AimThe purpose of assignment 3 is to conduct a cluster analysis in which we aim to create a collection of data objects that are similar to one another within the same group and dissimilar to the objects in other groups. The popular k-means clustering algorithm cannot be applied to this assignment because the data we will use in this homework includes numerical and categorical variables. We cannot define the mean for categorical variables. k-medoids is a related algorithm that partitions data into k distinct clusters by finding medoids that minimize the sum of dissimilarities between points in the data and their nearest medoid. The medoid is the most centrally located object in a cluster. The dissimilarity can be calculated by metrics such as the Jaccard coefficient and Gower’s distance. Please watch videos in the links below for more details.
k-medoids clustering method:
DatasetThe data (a2_data.csv) for this assignment was prepared for you. The data preprocessing steps explained in the linear algorithms notebook (week 4), including combining CHBMIX42 and BMINDX53, removing outliers, and creating dummy variables, were applied. Actually, this is the same dataset you used for Assignment 1. You should use this file as a data source. As I selected data instances for patients with asthma, Recently, the focus is on finding different groups of patients with asthma that share certain characteristics.
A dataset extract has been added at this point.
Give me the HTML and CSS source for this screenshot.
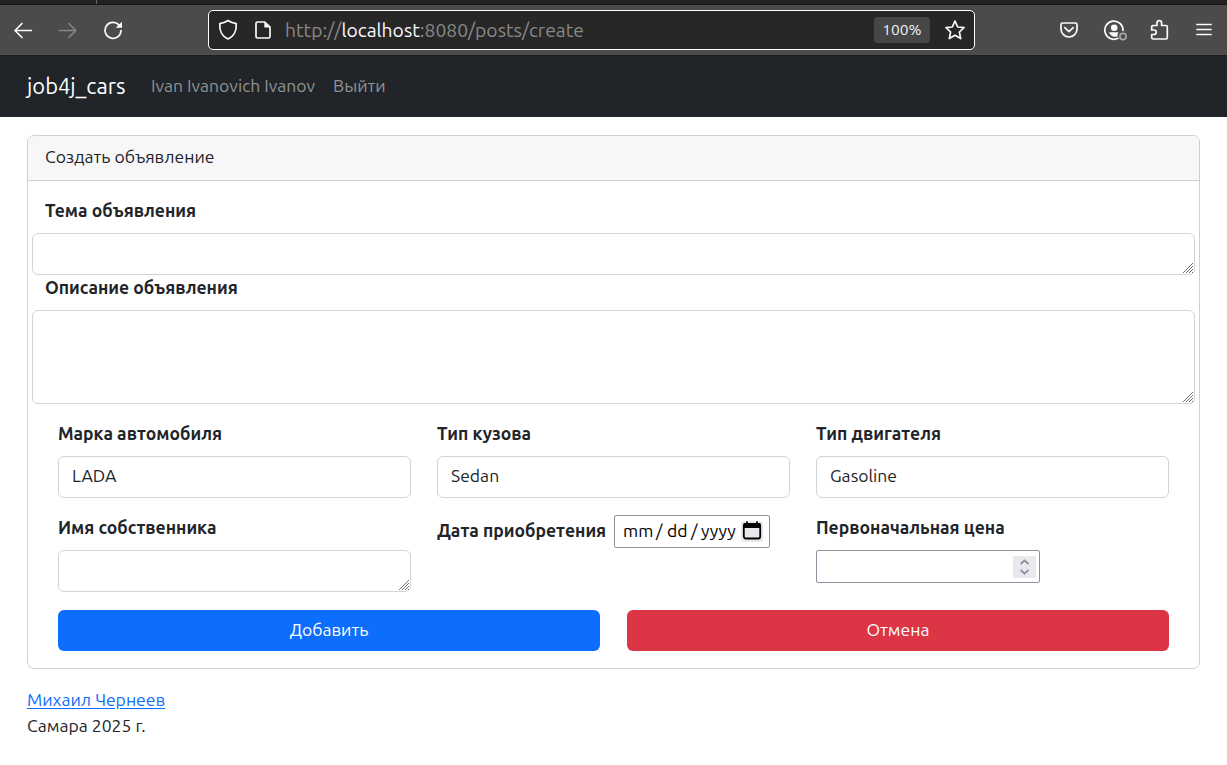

We may be able to perform specific actions on them depending on their characteristics.
What to Do for the Assignment 3The primary goal of this assignment is to determine the best number of clusters and to interpret the result of cluster analysis.
Based on the k-medoids implementation provided with “a3.ipynb” notebook, expand the implementation to conduct a parameter tuning in which you can test different numbers of clusters. For the parameter tuning implementation, please refer to the “K-Means Clustering.ipynb” notebook for week 10. You need to use the silhouette coefficient, which is an intrinsic quality metrics, for quality evaluation. Finding the best number of clusters correctly is 70 % of the grade.
What patterns did you identify? Compare the attribute values with cluster labels. Did you find any attribute that is particularly associated with the cluster label? Please specify the attribute that makes the most contribution to the cluster labels and explain why this trend happens. This part is 30 % of the grade.
How to writeYou need to report the best number of clusters. Also, answer the second question in “what to do for the assignment 3.” For these parts, you can write the report in a MS word file. You also need to submit your Jupyter notebook you used for identifying the best number of clusters.
Grading CriteriaThe 30% of the grade for the assignment will be your answer for the second question in “what to do for the assignment 3.” I will grade the correctness as well as comprehensiveness. Another 70% will be whether you properly conducted the parameter tuning to identify the best number of clusters and the correctness of the reported best number of clusters.